[394] It so happened. The letter was forwarded to my house at Edinburgh. BOSWELL. Arthur Young (Tour through the North of England, iv. 431-5) describes, in 1768, some of the roads along which Boswell was to travel nine years later. 'I would advise all travellers to consider the country between Newcastle-under-Line and Preston as sea, and as soon think of driving into the ocean as venturing into such detestable roads. I am told the Derby way to Manchester is good, but further is not penetrable.' The road from Wigan to Preston he calls 'infernal,' and 'cautions all travellers, who may accidentally purpose to travel this terrible country, to avoid it as they would the devil; for a thousand to one they break their necks or their limbs. They will here meet with ruts which I actually measured four feet deep, and floating with mud only from a wet summer; what therefore must it be after a winter?'

[395] Johnson wrote to Mrs. Thrale on Sept. 15, 1777:—'Last night came Boswell. I am glad that he is come. He seems to be very brisk and lively, and laughs a little at —— [no doubt Taylor].' Piozzi Letters, i. 368. On the 18th he wrote:—'Boswell is with us in good humour, and plays his part with his usual vivacity.' On this Baretti noted in his copy:—'That is, he makes more noise than anybody in company, talking and laughing loud.' On p. 216 in vol. i. he noted:—'Boswell is not quite right-headed in my humble opinion.'

[396] In the Gent.
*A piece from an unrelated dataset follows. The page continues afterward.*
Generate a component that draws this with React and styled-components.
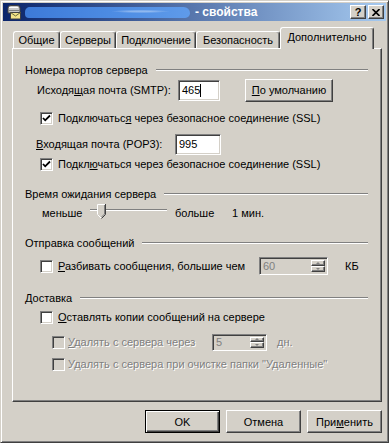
import React from 'react';
import styled, {createGlobalStyle, css} from 'styled-components';

const face = '#d4d0c8';

const Global = createGlobalStyle`
  html, body { margin: 0; padding: 0; background: ${face}; }
  body {
    font-family: "Liberation Sans", Arial, sans-serif;
    font-size: 11px;
    color: #000;
  }
`;

const raised = css`
  border: 1px solid;
  border-color: #fff #404040 #404040 #fff;
  box-shadow: inset -1px -1px #808080, inset 1px 1px ${face};
`;

const sunken = css`
  border: 1px solid;
  border-color: #808080 #fff #fff #808080;
  box-shadow: inset 1px 1px #404040, inset -1px -1px ${face};
`;

const Window = styled.div`
  width: 389px;
  height: 443px;
  box-sizing: border-box;
  background: ${face};
  border: 1px solid;
  border-color: ${face} #404040 #404040 ${face};
  box-shadow: inset 1px 1px #fff, inset -1px -1px #808080;
  padding: 2px;
  display: flex;
  flex-direction: column;
`;

const TitleBar = styled.div`
  height: 18px;
  display: flex;
  align-items: center;
  padding: 0 2px 0 3px;
  background: linear-gradient(to right, #0a246a, #a6caf0);
`;

const Smudge = styled.div`
  width: 165px;
  height: 11px;
  margin-left: 3px;
  border-radius: 6px 8px 6px 5px;
  background:
    radial-gradient(ellipse at 70% 40%, rgba(255,255,255,0.35) 0 6%, transparent 18%),
    linear-gradient(to right, #3d7ad8, #4f8ee4 60%, #5f9bea);
`;

const TitleText = styled.span`
  margin-left: 5px;
  color: #fff;
  font-weight: bold;
  font-size: 12px;
`;

const CapButtons = styled.div`
  margin-left: auto;
  display: flex;
  gap: 2px;
`;

const CapBtn = styled.div`
  ${raised};
  box-sizing: border-box;
  width: 16px;
  height: 14px;
  background: ${face};
  display: flex;
  align-items: center;
  justify-content: center;
  font-weight: bold;
  font-size: 11px;
  line-height: 1;
`;

const Body = styled.div`
  flex: 1;
  display: flex;
  flex-direction: column;
  padding: 6px 4px 0 9px;
`;

const Tabs = styled.div`
  display: flex;
  align-items: flex-end;
  height: 21px;
  padding-left: 1px;
  position: relative;
  z-index: 1;
`;

const Tab = styled.div`
  box-sizing: border-box;
  width: ${p => p.w}px;
  height: ${p => (p.$active ? 22 : 17)}px;
  margin-bottom: ${p => (p.$active ? -1 : 0)}px;
  background: ${face};
  border-top: 1px solid #fff;
  border-left: 1px solid #fff;
  border-right: 1px solid #404040;
  box-shadow: inset -1px 0 #808080;
  border-radius: 3px 3px 0 0;
  display: flex;
  justify-content: center;
  padding-top: ${p => (p.$active ? 3 : 2)}px;
`;

const Panel = styled.div`
  box-sizing: border-box;
  height: 354px;
  border: 1px solid;
  border-color: #fff #404040 #404040 #fff;
  box-shadow: inset -1px -1px #808080;
  padding: 11px 13px 0 12px;
  display: flex;
  flex-direction: column;
`;

const Row = styled.div`
  display: flex;
  align-items: center;
  height: ${p => p.h || 20}px;
  margin-top: ${p => p.mt || 0}px;
  padding-left: ${p => p.indent || 0}px;
  white-space: nowrap;
`;

const Rule = styled.div`
  flex: 1;
  margin-left: 8px;
  border-top: 1px solid #808080;
  border-bottom: 1px solid #fff;
`;

const Label = styled.span`
  display: inline-block;
  width: ${p => (p.w ? `${p.w}px` : 'auto')};
  margin-left: ${p => p.ml || 0}px;
  color: ${p => (p.$off ? '#808080' : '#000')};
  text-shadow: ${p => (p.$off ? '1px 1px #fff' : 'none')};
`;

const U = styled.u`
  text-underline-offset: 1px;
`;

const Field = styled.div`
  ${sunken};
  box-sizing: border-box;
  width: ${p => p.w}px;
  height: ${p => p.h}px;
  background: #fff;
  display: flex;
  align-items: center;
  padding-left: 3px;
`;

const Caret = styled.span`
  display: inline-block;
  width: 1px;
  height: 13px;
  background: #000;
`;

const Button = styled.div`
  box-sizing: border-box;
  width: ${p => p.w || 75}px;
  height: ${p => p.h || 23}px;
  margin-left: ${p => p.ml || 0}px;
  background: ${face};
  display: flex;
  align-items: center;
  justify-content: center;
  ${p => p.$default ? css`
    border: 1px solid #000;
    box-shadow: inset 1px 1px #fff, inset -1px -1px #404040, inset -2px -2px #808080;
  ` : raised}
`;

const Box = styled.span`
  ${sunken};
  box-sizing: border-box;
  width: 13px;
  height: 13px;
  flex: none;
  background: ${p => (p.$off ? face : '#fff')};
  display: flex;
  align-items: center;
  justify-content: center;
`;

const Spin = styled.div`
  ${sunken};
  box-sizing: border-box;
  width: ${p => p.w}px;
  height: ${p => p.h}px;
  margin-left: ${p => p.ml || 0}px;
  background: ${face};
  display: flex;
  align-items: stretch;
  padding: 2px;
  color: #808080;
`;

const SpinValue = styled.span`
  flex: 1;
  display: flex;
  align-items: center;
  padding-left: 1px;
`;

const UpDown = styled.div`
  width: 14px;
  display: flex;
  flex-direction: column;
`;

const Arrow = styled.div`
  ${raised};
  box-sizing: border-box;
  flex: 1;
  display: flex;
  align-items: center;
  justify-content: center;
  &::after {
    content: '';
    border-left: 2px solid transparent;
    border-right: 2px solid transparent;
    ${p => p.$down
      ? 'border-top: 2px solid #808080;'
      : 'border-bottom: 2px solid #808080;'}
  }
`;

const Slider = styled.div`
  position: relative;
  width: 77px;
  height: 18px;
  margin-left: ${p => p.ml || 0}px;
`;

const Track = styled.div`
  margin-top: 5px;
  height: 2px;
  border-top: 1px solid #808080;
  border-bottom: 1px solid #fff;
  background: #404040;
  box-sizing: border-box;
`;

const Thumb = styled.svg`
  position: absolute;
  left: 7px;
  top: 0;
`;

const Footer = styled.div`
  display: flex;
  justify-content: flex-end;
  gap: 6px;
  margin-top: 8px;
`;

function Check({on, off}) {
  return (
    <Box $off={off}>
      {on && (
        <svg width="9" height="9" viewBox="0 0 9 9">
          <path d="M1 4 L3.2 6.3 L8 1.5" fill="none" stroke="#000" strokeWidth="1.8" />
        </svg>
      )}
    </Box>
  );
}

function GroupTitle({children, mt}) {
  return (
    <Row mt={mt}>
      <span>{children}</span>
      <Rule />
    </Row>
  );
}

function SpinBox({value, w, h, ml}) {
  return (
    <Spin w={w} h={h} ml={ml}>
      <SpinValue>{value}</SpinValue>
      <UpDown>
        <Arrow />
        <Arrow $down />
      </UpDown>
    </Spin>
  );
}

function AppIcon() {
  return (
    <svg width="16" height="16" viewBox="0 0 16 16">
      <path d="M2 4 Q2 1.5 5 1.5 H11 Q14 1.5 14 4 V9 H2 Z" fill="#c8c8c8" stroke="#404040" />
      <path d="M3 3.5 H12" stroke="#fff" />
      <path d="M2.5 6.5 H13.5" stroke="#808080" />
      <rect x="4.5" y="8.5" width="10" height="6.5" fill="#f3e38a" stroke="#404040" />
      <path d="M4.5 8.5 L9.5 12 L14.5 8.5" fill="none" stroke="#6b6b3a" />
    </svg>
  );
}

export default function App() {
  return (
    <>
      <Global />
      <Window>
        <TitleBar>
          <AppIcon />
          <Smudge />
          <TitleText>- свойства</TitleText>
          <CapButtons>
            <CapBtn>?</CapBtn>
            <CapBtn>
              <svg width="8" height="7" viewBox="0 0 8 7">
                <path d="M0.5 0 L7.5 7 M7.5 0 L0.5 7" stroke="#000" strokeWidth="1.6" />
              </svg>
            </CapBtn>
          </CapButtons>
        </TitleBar>
        <Body>
          <Tabs>
            <Tab w={47}>Общие</Tab>
            <Tab w={56}>Серверы</Tab>
            <Tab w={80}>Подключение</Tab>
            <Tab w={84}>Безопасность</Tab>
            <Tab w={94} $active>Дополнительно</Tab>
          </Tabs>
          <Panel>
            <GroupTitle>Номера портов сервера</GroupTitle>
            <Row indent={12}>
              <Label w={141}>Исходя<U>щ</U>ая почта (SMTP):</Label>
              <Field w={42} h={21}>465<Caret /></Field>
              <Button w={88} h={23} ml={25}><span><U>П</U>о умолчанию</span></Button>
            </Row>
            <Row indent={15} mt={8}>
              <Check on />
              <Label ml={5}>Подключатьс<U>я</U> через безопасное соединение (SSL)</Label>
            </Row>
            <Row indent={11} mt={6}>
              <Label w={139}><U>В</U>ходящая почта (POP3):</Label>
              <Field w={46} h={21}>995</Field>
            </Row>
            <Row indent={15}>
              <Check on />
              <Label ml={5}>Подкл<U>ю</U>чаться через безопасное соединение (SSL)</Label>
            </Row>

            <GroupTitle mt={10}>Время ожидания сервера</GroupTitle>
            <Row indent={17} h={18}>
              <Label w={48}>меньше</Label>
              <Slider>
                <Track />
                <Thumb width="9" height="15" viewBox="0 0 9 15">
                  <path d="M0 0 H8 V10 L4 14 L0 10 Z" fill={face} />
                  <path d="M0.5 10.5 V0.5 H8" fill="none" stroke="#fff" />
                  <path d="M8.5 0 V10.5 L4.5 14.5" fill="none" stroke="#404040" />
                  <path d="M7.5 1 V10 L4.5 13" fill="none" stroke="#808080" />
                  <path d="M0.7 10.7 L4 14" fill="none" stroke="#fff" />
                </Thumb>
              </Slider>
              <Label w={57} ml={8}>больше</Label>
              <Label>1 мин.</Label>
            </Row>

            <GroupTitle mt={11}>Отправка сообщений</GroupTitle>
            <Row indent={15} mt={3}>
              <Check />
              <Label ml={5} w={201}><U>Р</U>азбивать сообщения, большие чем</Label>
              <SpinBox value="60" w={69} h={18} />
              <Label ml={17}>КБ</Label>
            </Row>

            <GroupTitle mt={12}>Доставка</GroupTitle>
            <Row indent={15} h={18}>
              <Check />
              <Label ml={5}><U>О</U>ставлять копии сообщений на сервере</Label>
            </Row>
            <Row indent={27} mt={6}>
              <Check off />
              <Label ml={3} w={144} $off><U>У</U>далять с сервера через</Label>
              <SpinBox value="5" w={55} h={17} />
              <Label ml={10} $off>дн.</Label>
            </Row>
            <Row indent={27} mt={2}>
              <Check off />
              <Label ml={3} $off>У<U>д</U>алять с сервера при очистке папки "Удаленные"</Label>
            </Row>
          </Panel>
          <Footer>
            <Button $default>OK</Button>
            <Button>Отмена</Button>
            <Button><span>При<U>м</U>енить</span></Button>
          </Footer>
        </Body>
      </Window>
    </>
  );
}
Mag. for 1777, p. 458, it is described as a 'violent shock.'

[397] 'Grief has its time' he once said (post, June 2, 1781). 'Grief is a species of idleness,' he wrote to Mrs. Thrale (Piozzi Letters, i. 77). He constantly taught that it is a duty not to allow the mind to prey on itself. 'Gaiety is a duty when health requires it' (Croker's Boswell, p. 529). 'Encourage yourself in bustle, and variety, and cheerfulness,' he wrote to Mrs. Thrale ten weeks after the death of her only surviving son (Piozzi Letters, i. 341). 'Even to think in the most reasonable manner,' he said at another time, 'is for the present not useful as not to think.' Ib i. 202. When Mr. Thrale died, he wrote to his widow:—'I think business the best remedy for grief, as soon as it can be admitted.' Ib. ii 197. To Dr. Taylor Johnson wrote:—'Sadness only multiplies self.' Notes and Queries, 6th S., v. 461.

[398] 'There is no wisdom in useless and hopeless sorrow; but there is something in it so like virtue, that he who is wholly without it cannot be loved, nor will by me at least be thought worthy of esteem.' Piozzi Letters, ii. 198. Against this Baretti has written in the margin:— 'Johnson never grieved much for anything. His trade was wisdom.' See ante, ii. 94.
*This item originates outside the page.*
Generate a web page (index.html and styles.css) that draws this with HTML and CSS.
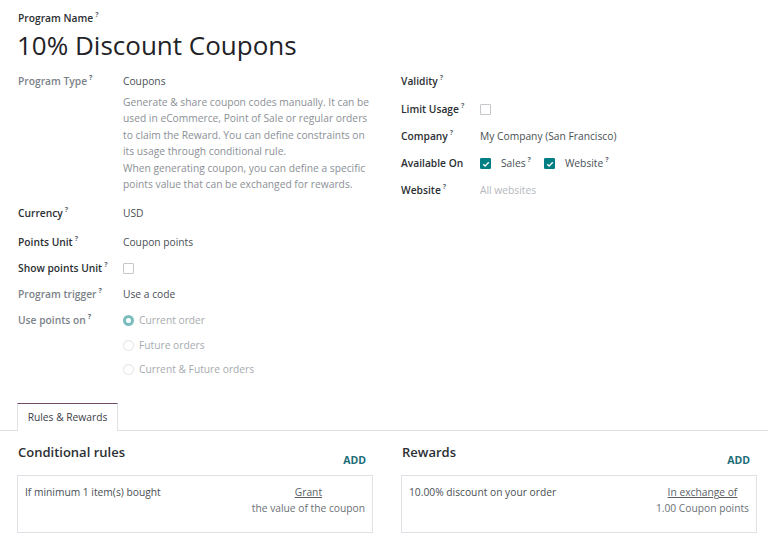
FILE: index.html
```html
<!DOCTYPE html>
<html>
<head>
<meta charset="utf-8">
<link rel="stylesheet" href="styles.css">
</head>
<body>
<div class="sheet">
  <div class="name-label">Program Name<sup class="q">?</sup></div>
  <h1 class="title">10% Discount Coupons</h1>

  <div class="groups">
    <div class="group left">
      <div class="row first">
        <div class="label muted">Program Type<sup class="q">?</sup></div>
        <div class="value">
          <div>Coupons</div>
          <div class="desc">Generate &amp; share coupon codes manually. It can be used in eCommerce, Point of Sale or regular orders to claim the Reward. You can define constraints on its usage through conditional rule.<br>When generating coupon, you can define a specific points value that can be exchanged for rewards.</div>
        </div>
      </div>
      <div class="row currency">
        <div class="label">Currency<sup class="q">?</sup></div>
        <div class="value">USD</div>
      </div>
      <div class="row">
        <div class="label">Points Unit<sup class="q">?</sup></div>
        <div class="value">Coupon points</div>
      </div>
      <div class="row">
        <div class="label">Show points Unit<sup class="q">?</sup></div>
        <div class="value"><span class="check"></span></div>
      </div>
      <div class="row">
        <div class="label muted">Program trigger<sup class="q">?</sup></div>
        <div class="value">Use a code</div>
      </div>
      <div class="row">
        <div class="label muted">Use points on<sup class="q">?</sup></div>
        <div class="value radios">
          <div class="radio-item"><span class="radio on"></span>Current order</div>
          <div class="radio-item"><span class="radio"></span>Future orders</div>
          <div class="radio-item"><span class="radio"></span>Current &amp; Future orders</div>
        </div>
      </div>
    </div>

    <div class="group right">
      <div class="row validity">
        <div class="label">Validity<sup class="q">?</sup></div>
        <div class="value"></div>
      </div>
      <div class="row">
        <div class="label">Limit Usage<sup class="q">?</sup></div>
        <div class="value"><span class="check"></span></div>
      </div>
      <div class="row">
        <div class="label">Company<sup class="q">?</sup></div>
        <div class="value">My Company (San Francisco)</div>
      </div>
      <div class="row">
        <div class="label">Available On</div>
        <div class="value inline">
          <span class="check on"><svg viewBox="0 0 12 12" width="12" height="12"><path d="M3.2 6.2 L5.1 8 L8.8 4.2" fill="none" stroke="#fff" stroke-width="1.4"/></svg></span>
          <span class="opt">Sales<sup class="q">?</sup></span>
          <span class="check on"><svg viewBox="0 0 12 12" width="12" height="12"><path d="M3.2 6.2 L5.1 8 L8.8 4.2" fill="none" stroke="#fff" stroke-width="1.4"/></svg></span>
          <span class="opt">Website<sup class="q">?</sup></span>
        </div>
      </div>
      <div class="row">
        <div class="label">Website<sup class="q">?</sup></div>
        <div class="value placeholder">All websites</div>
      </div>
    </div>
  </div>

  <div class="tabs">
    <div class="tab">Rules &amp; Rewards</div>
  </div>

  <div class="panels">
    <div class="panel">
      <div class="panel-head">
        <h2>Conditional rules</h2>
        <span class="add">ADD</span>
      </div>
      <div class="card">
        <div class="card-text">If minimum 1 item(s) bought</div>
        <div class="card-side">
          <div class="link">Grant</div>
          <div>the value of the coupon</div>
        </div>
      </div>
    </div>
    <div class="panel">
      <div class="panel-head">
        <h2>Rewards</h2>
        <span class="add">ADD</span>
      </div>
      <div class="card">
        <div class="card-text">10.00% discount on your order</div>
        <div class="card-side">
          <div class="link">In exchange of</div>
          <div>1.00 Coupon points</div>
        </div>
      </div>
    </div>
  </div>
</div>
</body>
</html>
```

FILE: styles.css
```css
* { box-sizing: border-box; }
html, body { margin: 0; padding: 0; background: #fff; }
body {
  font-family: "Open Sans", "Noto Sans", sans-serif;
  font-size: 10.25px;
  color: #4a4f55;
}
.sheet { padding: 10px 0 0 0; }
.name-label {
  padding-left: 18px;
  font-weight: 600;
  color: #2b2f33;
  line-height: 17px;
}
.q {
  font-size: 7px;
  color: #5f6a75;
  font-weight: 700;
  margin-left: 2px;
  vertical-align: 5px;
  line-height: 0;
}
.title {
  margin: 0;
  padding-left: 17px;
  font-size: 26px;
  font-weight: 400;
  color: #1f2328;
  line-height: 36px;
}
.groups {
  display: grid;
  grid-template-columns: 357px 357px;
  column-gap: 26px;
  padding: 10px 18px 0 18px;
}
.row {
  display: flex;
  line-height: 17px;
  min-height: 17px;
  margin-bottom: 9px;
}
.right .row { margin-bottom: 10px; }
.right .row.validity { margin-bottom: 11px; }
.row.first { margin-bottom: 13px; }
.row.currency { margin-bottom: 12px; }
.left .label { width: 105px; flex: none; }
.right .label { width: 79px; flex: none; }
.label {
  font-weight: 600;
  color: #2b2f33;
}
.label.muted { color: #7b8289; }
.value { flex: 1; color: #4a4f55; }
.desc { color: #8b9096; margin-top: 4px; line-height: 16.4px; max-width: 249px; }
.placeholder { color: #b4b8bd; }
.check {
  display: inline-block;
  width: 11px;
  height: 11px;
  border: 1px solid #c4c8cc;
  border-radius: 1px;
  vertical-align: -2px;
  background: #fff;
}
.check.on {
  background: #017e84;
  border-color: #017e84;
  position: relative;
}
.check.on svg { position: absolute; left: -1px; top: -1px; }
.inline { display: flex; align-items: center; }
.inline .check { margin-right: 10px; }
.inline .opt { margin-right: 13px; }
.radios .radio-item { color: #a6abb0; height: 17px; margin-bottom: 7.5px; display: flex; align-items: center; }
.radios .radio-item:last-child { margin-bottom: 0; }
.radio {
  display: inline-block;
  width: 11px;
  height: 11px;
  border-radius: 50%;
  border: 1px solid #dfe2e5;
  margin-right: 5px;
  flex: none;
}
.radio.on {
  border: 3px solid #7bbcbf;
  background: #fff;
}
.tabs {
  margin-top: 16px;
  border-bottom: 1px solid #dee2e6;
  padding-left: 17px;
  display: flex;
  height: 28px;
}
.tab {
  width: 101px;
  border: 1px solid #dee2e6;
  border-top: 1px solid #714b67;
  border-bottom: none;
  background: #fff;
  color: #3d4247;
  text-align: center;
  line-height: 26px;
  height: 28px;
  margin-bottom: -1px;
}
.panels {
  display: grid;
  grid-template-columns: 356px 356px;
  column-gap: 28px;
  padding: 12px 11px 0 17px;
}
.panel-head {
  display: flex;
  justify-content: space-between;
  align-items: flex-start;
  padding-left: 1px;
  padding-right: 7px;
  height: 32px;
}
.panel-head h2 {
  margin: 0;
  font-size: 13px;
  font-weight: 600;
  color: #2b2f33;
  line-height: 18px;
}
.add {
  margin-top: 9px;
  font-weight: 700;
  color: #1b6d78;
  font-size: 10.5px;
  line-height: 16px;
}
.card {
  border: 1px solid #dee2e6;
  height: 58px;
  padding: 8px 7px 0 7px;
  display: flex;
  justify-content: space-between;
  line-height: 16px;
}
.card-text { color: #4a4f55; }
.card-side { text-align: center; color: #6b7177; }
.card-side .link { text-decoration: underline; color: #5a5f64; }
```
[399] See ante, iii 19. Mr. Croker gives a reference to p. 136 of his edition. Turning to it we find an account of Johnson, who rode upon three horses. It would seem from this that, because John=Jack, therefore Johnson=Jackson.

[400] Mr. Croker remarks on this:—'Johnson evidently thought, either that Ireland is generally mountainous, or that Mr. Burke came from a part which was: but he was mistaken.' The allusion may well be, not to Burke as a native of Ireland, but to him as a student of national politics and economy, to whom any general reflections on the character of mountaineers would be welcome. In Johnson's Works (1787), xi. 201, it is stated that 'it was the philosophy of the book that Burke thought well of.'

[401] Mr. Langley, I have little doubt, is the Mr. L—— of the following passage in Johnson's letter, written from Ashbourne on July 12, 1775:—'Mr. L—— and the Doctor still continue at variance; and the Doctor is afraid and Mr. L—— not desirous of a reconciliation. I therefore step over at by-times, and of by-times I have enough.' Piozzi Letters, i. 267.

[402] See ante, ii. 52.

[403] George Garrick. See Murphy's Johnson, p. 141.